The algorithm's flow is visually represented in the diagram below, with straight lines illustrating unconditional jumps, and red curves indicating conditional branches.
Having tested the Single Cycle design on Reference program, the design is modified to accomodate the F1 program as explained above. There are a few points that differs F1 design from Ref Design.
The Reference Program uses load and store instructions such as LW and SB. However, the F1 design omits these instructions, resulting in no data being written to or read from the Data Memory.
This design choice is linked to the method of pseudo-random number generation in the F1 program. Before the trigger signal is asserted, the program iterates through a loop generating random numbers. Once trigger is asserted, a random number is generated.
One alternative could involve pre-generating all random numbers and storing them in the data memory. Subsequently, the program could map the PC value to a specific location in the data memory to read the random number. However, PC would be a constant value at the point where a random number is requested to be loaded. In this case, this approach would transform the random number into a constant, as a fixed one in random number series would exist for a fixed PC.
Another strategy might be to generate a new random number each time PC changes, making the random number a by-product of the varying PC. However, this could significantly increase the program's complexity, an unnecessary complication.
For the data memory of the reference program, the diagram below illustrates the memory organization. The data_array consists of pre-generated values from memory files like sine.mem, while the pdf_array represents the accumulation in each "bin." Separate memory segments are allocated for data_array and pdf_array.
Cited from Reference Program
A significant difference between the F1 Program and Reference Program is the trigger signal. As described in the Project Brief,
The trigger signal is used to initiate the F1 light sequence in the RISC-V.
RV32I F1 Overview, Cited from Project Brief
In the F1.s assembly program, the t0 register (x5) is used to represent the Trigger signal. At the beginning of the mainloop, its value is compared with the pre-defined s1 register to determine if the trigger signal has been activated, as depicted in the program extract below.
# F1.s
init:
addi s1, zero, 0x1 /* trigger destination set as 1 */
...
rst:
...
addi t0, zero, 0x0 /* t0 is trigger */
mainloop:
beq t0, s1, light_up /* trigger? */
...In physical testing, the push-button switch on the Vbuddy functions as the trigger. This is configured in the testbench with the line
top->trigger = vbdFlag();Additionally, the t0 in reg_file.sv is isolated for the representation of trigger signal. Therefore, an extra line is incorporated into reg_file.sv to facilitate this:
assign register[5] = trigger;The modified reg_file.sv is illustrated as the diagram below.

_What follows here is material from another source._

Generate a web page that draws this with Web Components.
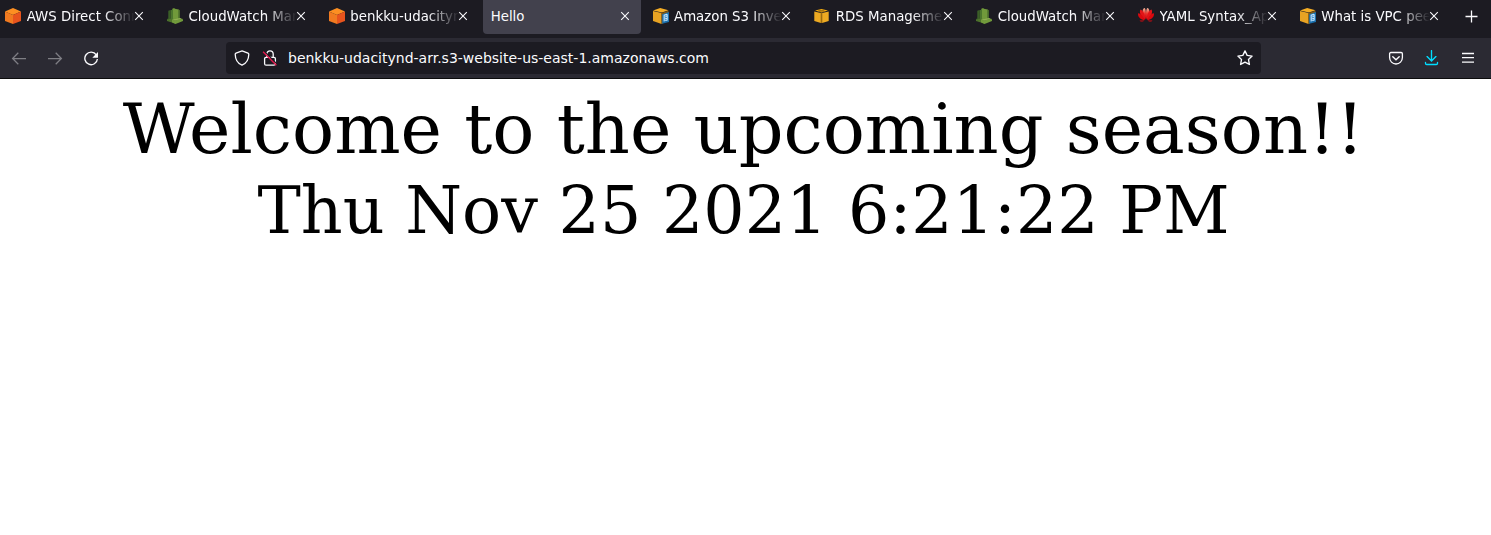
<!DOCTYPE html>
<html lang="en">
<head>
<meta charset="utf-8">
<title>Hello</title>
<style>
html,body{margin:0;height:100%;background:#fff;overflow:hidden}
</style>
</head>
<body>
<browser-window></browser-window>
<script>
const icons = {
  cube: `<svg viewBox="0 0 16 16"><path fill="#fd8f22" d="M8 0l8 3.500-8 3.500L0 3.500z"/><path fill="#f17a20" d="M0 3.500L8 7v9l-8-3z"/><path fill="#e8541d" d="M16 3.500L8 7v9l8-3z"/></svg>`,
  watch: `<svg viewBox="0 0 16 16"><path fill="#3b5f27" d="M1.300 2.800l2.400-.7v9.500L0 13V11l1.300-.6z"/><path fill="#4e742c" d="M0 12l8-3 8 3-8 3.600z"/><path fill="#719a3b" d="M5.300.7L7.500 0v11l-2.200-.5z"/><path fill="#4c762e" d="M3.700 2.200l2.300-.8v10l-2.300-.7z"/><path fill="#719a3b" d="M6.500.5L11.800 1.500v9.500l-4 1-1.300-.7z"/><path fill="#4e742c" d="M11.500 1.500l1.400.8v8.500l-1.400.5z"/><path fill="#719a3b" d="M5 11.500l3 1 7.500-1.800.5 1.600v.8L8.500 16 5 14.500z"/><path fill="#8fb052" d="M5 11.300l3 1.200 7-1.700-2-.7-4.500 1z"/><path fill="#4e742c" d="M0 11.700l5 1.500v1.300l-5-1.600z"/></svg>`,
  docs: `<svg viewBox="0 0 16 16"><path fill="#f5ad24" d="M7.200 0L15.500 2.200 9 4.400 0 2.400z"/><path fill="#e8a323" d="M0 3l8.600 1.900V16L0 13z"/><path fill="#855c14" d="M8.600 5l6.900-2.200v3L10 7v8.500l-1.400.5z"/><path fill="#1b70ad" d="M9.200 6.200L16 4v10l-6.800 1.700z"/><path fill="#c8e8ff" d="M10.600 6.700l3.200-1 .9.900v5.900l-4.100 1.100z"/><path d="M11.500 8.200l2-.5M11.500 10l2.300-.6M11.500 12l2-.5" stroke="#176eae" stroke-width=".9"/></svg>`,
  rds: `<svg viewBox="0 0 16 16"><path fill="#f5ad0f" d="M7.500 1L14 2.600 7.500 4.500 1 2.600z"/><path fill="#edaa22" d="M.3 3.400L6.900 5v10L.3 13zM14.700 3.400L8.100 5v10l6.600-2z"/><path fill="#9b6a10" d="M6.900 5h1.200v10H6.900z"/><path d="M4 2l6.500 1.700M10.500 2l-6 1.800" stroke="#755114" stroke-width=".6"/></svg>`,
  petals: `<svg viewBox="0 0 16 16"><defs><linearGradient id="r" x1="0" y1="0" x2="0" y2="1"><stop stop-color="#f3b59b"/><stop offset=".5" stop-color="#e9312a"/><stop offset="1" stop-color="#c50510"/></linearGradient></defs><g fill="url(#r)"><path d="M7.850 11.300C4 7 3.700 1.500 6.200.1 8 0 8.300 6.500 7.850 11.300zM8.150 11.300C12 7 12.300 1.500 9.800.1 8 0 7.700 6.500 8.150 11.300z"/><path fill="#e11418" d="M7.300 11.500C2.500 9 .9 4 2.500 1.500c2.800.5 4.600 6 4.800 10zM8.700 11.500c4.800-2.500 6.400-7.500 4.800-10-2.800.5-4.600 6-4.800 10z"/><path fill="#d9080e" d="M6.900 12.100C2.600 11.900-.6 8.500.1 5.300c3.300.3 5.500 4 6.800 6.800zM9.100 12.100c4.300-.2 7.500-3.600 6.800-6.800-3.300.3-5.500 4-6.800 6.800zM6.500 12.400H1.500c1.500 1.800 3.700 1.300 5 0zM9.500 12.400h5c-1.500 1.800-3.700 1.300-5 0z"/></g></svg>`,
  back: `<svg viewBox="0 0 16 16"><path stroke-width="1.250" d="M15 8.500H1.600M7.300 2.800L1.600 8.500l5.700 5.700"/></svg>`,
  forward: `<svg viewBox="0 0 16 16"><path stroke-width="1.250" d="M1 8.500h13.400M8.700 2.800l5.700 5.700-5.700 5.700"/></svg>`,
  reload: `<svg viewBox="0 0 16 16"><path stroke-width="1.350" d="M13.300 4.800A6.300 6.300 0 1 0 14.400 9"/><path fill="currentColor" stroke="none" d="M15 2v5.200a.5.500 0 0 1-.5.500H9.300z"/></svg>`,
  shield: `<svg viewBox="0 0 16 16"><path stroke-width="1.300" d="M8 .9l6 2.300c.5.200.8.600.8 1.100-.1 5-2 9-6.800 10.900C3.200 13.300 1.300 9.300 1.200 4.300c0-.5.300-.9.800-1.100z"/></svg>`,
  lock: `<svg viewBox="0 0 16 16"><rect x="2.600" y="7.300" width="10.800" height="7.900" rx="1.500" stroke-width="1.300"/><path stroke-width="1.300" d="M4.800 7V4a3.200 3.200 0 0 1 6.400 0v3"/><path stroke="#1c1b22" stroke-width="1.200" d="M2.100 1.100l13.300 13.300"/><path stroke="#e2184d" stroke-width="1.400" d="M1.100 1.700l13.300 13.500"/></svg>`,
  star: `<svg viewBox="0 0 16 16"><path stroke-width="1.350" stroke-linejoin="round" d="M8 .9l2.150 4.500 4.950.7-3.600 3.450.9 4.900L8 12.100l-4.400 2.350.9-4.900L.9 6.100l4.950-.7z"/></svg>`,
  pocket: `<svg viewBox="0 0 16 16"><path stroke-width="1.300" d="M2.900 2.500h10.200c.8 0 1.300.5 1.300 1.300v3.800a6.400 6.400 0 0 1-12.800 0V3.800c0-.8.500-1.300 1.300-1.300z"/><path stroke-width="1.400" stroke-linecap="round" d="M4.800 6.700L8 9.700l3.200-3"/></svg>`,
  download: `<svg viewBox="0 0 16 16"><path stroke-width="1.350" stroke-linecap="round" d="M7.500.6v10.300M3.100 6.600L7.500 11l4.400-4.400M1.500 12.400v.9c0 .7.500 1.200 1.200 1.200h9.600c.7 0 1.200-.5 1.200-1.200v-.9"/></svg>`,
  menu: `<svg viewBox="0 0 16 16"><path stroke-width="1.300" d="M2 3.500h12M2 7.700h12M2 12.100h12"/></svg>`,
  close: `<svg viewBox="0 0 16 16"><path stroke-width="1.080" d="M4.200 4.200l7.600 7.600M11.800 4.200l-7.600 7.600"/></svg>`,
  plus: `<svg viewBox="0 0 16 16"><path stroke-width="1.300" d="M8.500 2.500v12M2.500 8.500h12"/></svg>`
};

class UiIcon extends HTMLElement {
  connectedCallback() {
    this.attachShadow({mode: 'open'}).innerHTML = `<style>
      :host{display:block;width:16px;height:16px;flex:none}
      svg{display:block;width:100%;height:100%;fill:none;stroke-width:1.1}
      .line{stroke:currentColor}
    </style>` + icons[this.getAttribute('name')];
    if (!/^(cube|watch|docs|rds|petals)$/.test(this.getAttribute('name')))
      this.shadowRoot.querySelector('svg').classList.add('line');
  }
}
customElements.define('ui-icon', UiIcon);

class BrowserTab extends HTMLElement {
  connectedCallback() {
    const icon = this.getAttribute('icon');
    this.attachShadow({mode: 'open'}).innerHTML = `<style>
      :host{display:block;flex:none;box-sizing:border-box;width:161.83px;height:34px;padding:0 2px}
      .tab{display:flex;align-items:center;height:100%;box-sizing:border-box;padding:0 8px 2px;border-radius:0 0 4px 4px}
      :host([selected]) .tab{background:#42414d}
      .fav{margin-right:5.5px}
      .label{flex:1;min-width:0;overflow:hidden;white-space:nowrap;line-height:20px;padding-top:2px;margin-right:-4px}
      :host(:not([selected])) .label{-webkit-mask-image:linear-gradient(to left,transparent,#000 32px);mask-image:linear-gradient(to left,transparent,#000 32px)}
    </style><div class="tab">${icon ? `<ui-icon class="fav" name="${icon}"></ui-icon>` : ''}<span class="label"><slot></slot></span><ui-icon name="close"></ui-icon></div>`;
  }
}
customElements.define('browser-tab', BrowserTab);

class TabStrip extends HTMLElement {
  connectedCallback() {
    this.attachShadow({mode: 'open'}).innerHTML = `<style>
      :host{display:flex;height:38px;background:#1c1b22;color:#fbfbfe;font:13.333px "DejaVu Sans",sans-serif;overflow:hidden}
      .tabs{display:flex;margin-left:-4.800px}
      .plus{margin:8px 0 0 11.350px}
    </style><div class="tabs"><slot></slot></div><ui-icon class="plus" name="plus"></ui-icon>`;
  }
}
customElements.define('tab-strip', TabStrip);

class NavBar extends HTMLElement {
  connectedCallback() {
    this.attachShadow({mode: 'open'}).innerHTML = `<style>
      :host{display:flex;align-items:center;box-sizing:border-box;height:41px;background:#2b2a33;border-bottom:1px solid #0c0c0d;color:#fbfbfe;font:14px "DejaVu Sans",sans-serif}
      .nav{display:flex;gap:20px;padding-left:11px;width:215px;flex:none}
      .off{opacity:.4}
      .url{display:flex;align-items:center;box-sizing:border-box;width:1035px;height:32px;padding:0 8px;background:#1c1b22;border-radius:4px;flex:none}
      .lock{margin-left:12px}
      .addr{flex:1;margin-left:10px;white-space:nowrap;line-height:20px}
      .tools{display:flex;gap:20px;margin-left:127px}
      .dl{color:#00ddff}
    </style>
    <div class="nav"><ui-icon class="off" name="back"></ui-icon><ui-icon class="off" name="forward"></ui-icon><ui-icon name="reload"></ui-icon></div>
    <div class="url"><ui-icon name="shield"></ui-icon><ui-icon class="lock" name="lock"></ui-icon><span class="addr"><slot></slot></span><ui-icon name="star"></ui-icon></div>
    <div class="tools"><ui-icon name="pocket"></ui-icon><ui-icon class="dl" name="download"></ui-icon><ui-icon name="menu"></ui-icon></div>`;
  }
}
customElements.define('nav-bar', NavBar);

class WelcomePage extends HTMLElement {
  connectedCallback() {
    this.attachShadow({mode: 'open'}).innerHTML = `<style>
      :host{display:block;padding:9px 12px 0 8px;color:#000;font-family:"DejaVu Serif",serif;text-align:center;white-space:nowrap}
      .title{font-size:70px;line-height:82px}
      .time{font-size:65px;line-height:82px}
    </style><div class="title">Welcome to the upcoming season!!</div><div class="time">Thu Nov 25 2021 6:21:22 PM</div>`;
  }
}
customElements.define('welcome-page', WelcomePage);

class BrowserWindow extends HTMLElement {
  connectedCallback() {
    this.attachShadow({mode: 'open'}).innerHTML = `<style>:host{display:block;height:535px;overflow:hidden;background:#fff}</style>
    <tab-strip>
      <browser-tab icon="cube">AWS Direct Connect</browser-tab>
      <browser-tab icon="watch">CloudWatch Management</browser-tab>
      <browser-tab icon="cube">benkku-udacitynd-arr</browser-tab>
      <browser-tab selected>Hello</browser-tab>
      <browser-tab icon="docs">Amazon S3 Inventory</browser-tab>
      <browser-tab icon="rds">RDS Management</browser-tab>
      <browser-tab icon="watch">CloudWatch Management</browser-tab>
      <browser-tab icon="petals">YAML Syntax_Application</browser-tab>
      <browser-tab icon="docs">What is VPC peering</browser-tab>
    </tab-strip>
    <nav-bar>benkku-udacitynd-arr.s3-website-us-east-1.amazonaws.com</nav-bar>
    <welcome-page></welcome-page>`;
  }
}
customElements.define('browser-window', BrowserWindow);
</script>
</body>
</html>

As mentioned earlier, the F1 Program employs a distinct testbench from that of the Reference Program. In this testbench, the 32-bit output a0 is transformed into an 8-bit data_out by masking the top 24 bits. Subsequently, the vbdBar() function is invoked to display data_out on the neopixel, which is implemented using the following code snippet
uint32_t value_32bit = top->a0; // Display F1 Light, toggle neopixel
uint8_t data_out = static_cast<uint8_t>(value_32bit & 0xFF); // Masking to get the lowest 8 bits
vbdBar(data_out & 0xFF);Pipelining is a highly useful and widely applied technique in processor design. Through pipelining, performance can be greatly enhanced. Our pipelined processor design divides the single-cycle processor into five stages:
- F: Fetch Instruction
- D: Decode
- E: Execute ALU
- M: Memory Read and Write
- W: Write Register
It's worth mentioning that instructions will not necessarily use all of these five stages. Pipelining executes different stages for different instructions in the same cycle. For example, after the first instruction completes the F stage, the second instruction executes its F stage at the same time as the first instruction executes its D stage.
Although this technique seems simple, it also raises problems: data hazards and control hazards can exist. A straightforward way to deal with hazards is to add NOP instructions between the "useful" ones, which can reduce performance. A more advanced method is to introduce a Hazard Unit to implement Forwarding, Stall, and Flush.
The following diagram (modified based on H&H Digital Design and Computer Architecture, RISC-V Edition: RISC-V Edition) illustrates the Pipelined Processor design with a Hazard Unit, as implemented in our project.
The pipelined version is applied to both the F1 Program and the Reference Program.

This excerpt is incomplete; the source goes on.